Hay 16 países latinoamericanos que se han unido al Gobierno de Estados Unidos en el pleito presentado para detener la implantación de la nueva ley de Carolina del Sur que otorga poderes a la policía del estado para realizar acciones que podrían resultar persecutorias contra los inmigrantes. Aunque en ese grupo hay países como Bolivia, Ecuador y Nicaragua -- considerados adversarios de Estados Unidos -- el resto son más o menos «amigos» de los americanos. El planteamiento general es que esta ley afecta las relaciones comerciales, turísticas y de otra naturaleza entre esos países y Estados Unidos. A eso se une el reclamo central del gobierno federal: que los asuntos inmigratorios son de la sola jurisdicción del nivel nacional, por lo que no se puede permitir la fragmentación del estado de derecho que supone que cada estado legisle sobre el particular. Los estados, por su parte, sostienen que se han visto obligados a hacerlo porque el gobierno federal no ha sido eficaz en detener la ola de inmigrantes ilegales.

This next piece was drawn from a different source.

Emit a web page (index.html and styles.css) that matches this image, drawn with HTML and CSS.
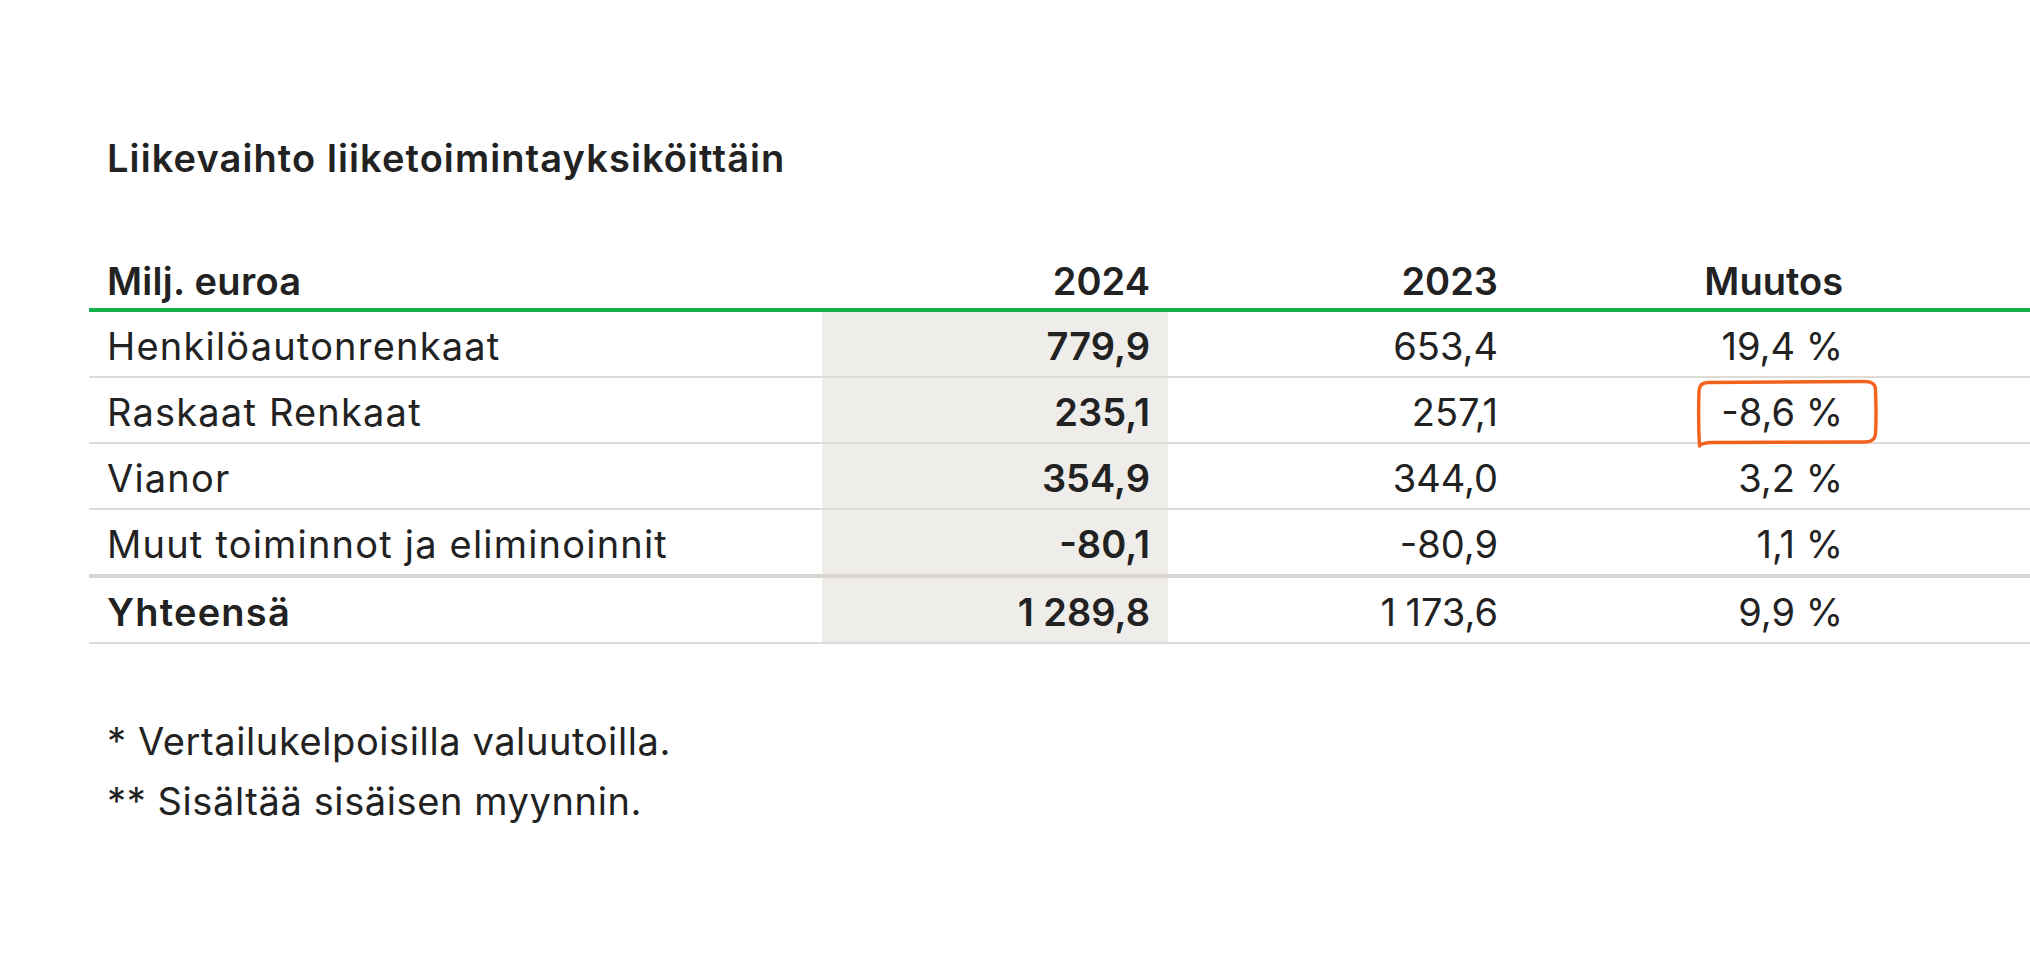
FILE: index.html
```html
<!DOCTYPE html>
<html lang="fi">
<head>
<meta charset="utf-8">
<title>Liikevaihto liiketoimintayksiköittäin</title>
<link rel="stylesheet" href="styles.css">
</head>
<body>
<main class="page">
  <h2 class="title">Liikevaihto liiketoimintayksiköittäin</h2>
  <table class="data">
    <colgroup>
      <col class="c-label">
      <col class="c-num">
      <col class="c-num2">
      <col class="c-chg">
      <col>
    </colgroup>
    <thead>
      <tr>
        <th class="label">Milj. euroa</th>
        <th class="num">2024</th>
        <th class="num">2023</th>
        <th class="num">Muutos</th>
        <th></th>
      </tr>
    </thead>
    <tbody>
      <tr>
        <td class="label">Henkilöautonrenkaat</td>
        <td class="num cur">779,9</td>
        <td class="num">653,4</td>
        <td class="num">19,4 %</td>
        <td></td>
      </tr>
      <tr>
        <td class="label">Raskaat Renkaat</td>
        <td class="num cur">235,1</td>
        <td class="num">257,1</td>
        <td class="num marked">-8,6 %<svg class="circle" width="190" height="70" viewBox="0 0 190 70" aria-hidden="true"><path d="M4.5,67 C3.5,50 3.5,28 4,12 C4.2,6 7,3.5 13,3.5 L168,2.5 C176,2.3 180,4 180.5,10 C181,24 181.5,40 180.5,55 C180,61 176,63 169,63 L18,63.5 C10,63.6 6,64.5 4.5,67" fill="none" stroke="#f2621c" stroke-width="3.4" stroke-linecap="round" stroke-linejoin="round"/></svg></td>
        <td></td>
      </tr>
      <tr>
        <td class="label">Vianor</td>
        <td class="num cur">354,9</td>
        <td class="num">344,0</td>
        <td class="num">3,2 %</td>
        <td></td>
      </tr>
      <tr class="before-total">
        <td class="label">Muut toiminnot ja eliminoinnit</td>
        <td class="num cur">-80,1</td>
        <td class="num">-80,9</td>
        <td class="num">1,1 %</td>
        <td></td>
      </tr>
      <tr class="total">
        <td class="label">Yhteensä</td>
        <td class="num cur">1&#8197;289,8</td>
        <td class="num">1&#8197;173,6</td>
        <td class="num">9,9 %</td>
        <td></td>
      </tr>
    </tbody>
  </table>
  <div class="notes">
    <p>* Vertailukelpoisilla valuutoilla.</p>
    <p>** Sisältää sisäisen myynnin.</p>
  </div>
</main>
</body>
</html>
```
FILE: styles.css
```css
html, body {
  margin: 0;
  padding: 0;
  background: #ffffff;
}

body {
  font-family: Inter, "Liberation Sans", sans-serif;
  color: #222222;
}

.page {
  padding-top: 135px;
  padding-left: 89px;
}

.title {
  margin: 0 0 77px 18px;
  font-size: 38px;
  line-height: 46px;
  font-weight: 600;
  letter-spacing: 1.1px;
}

.data {
  width: 100%;
  border-collapse: collapse;
  table-layout: fixed;
  font-size: 38px;
  line-height: 46px;
}

.c-label { width: 733px; }
.c-num { width: 346px; }
.c-num2 { width: 348px; }
.c-chg { width: 345px; }

.data th {
  font-weight: 600;
  text-align: left;
  padding: 0 0 4px 0;
  border-bottom: 4px solid #14b04a;
}

.data td {
  padding: 11px 0 7px 0;
  border-bottom: 2px solid #dedbd7;
}

.data .label {
  padding-left: 18px;
  text-align: left;
  letter-spacing: 1.2px;
}

.data th.label {
  letter-spacing: 0.3px;
}

.data .num {
  text-align: right;
  padding-right: 18px;
}

.data td.cur {
  background: #eeedea;
  font-weight: 600;
}

.data tr.before-total td {
  border-bottom: 4px solid #d9d4ce;
}

.data tr.total .label {
  font-weight: 600;
}

.marked {
  position: relative;
}

.circle {
  position: absolute;
  left: 179px;
  top: 1px;
}

.notes {
  margin-top: 67px;
  padding-left: 18px;
  font-size: 38px;
  line-height: 60px;
  letter-spacing: 0.6px;
}

.notes p {
  margin: 0;
}
```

Este es el eterno problema del federalismo norteamericano: el balance de poder entre el gobierno nacional y los gobiernos estatales. De entrada, uno pensaría que el asunto está resuelto a favor del gobierno federal. Pero, la xenofobia rampante en el país ha tomado cuerpo legislativo con inusitada fuerza en varias jurisdicciones, y el derecho --forzoso es admitirlo -- puede justificar casi cualquier cosa. Jueces racistas le darán su imprimatur a leyes como ésta; los que no lo son, las invalidarán.
En el Tribunal Supremo no se sabe si prevalecerá su inclinación por no llevarle la contraria a la Rama Ejecutiva nacional o la xenofobia disfrazada de la doctrina de states' rights.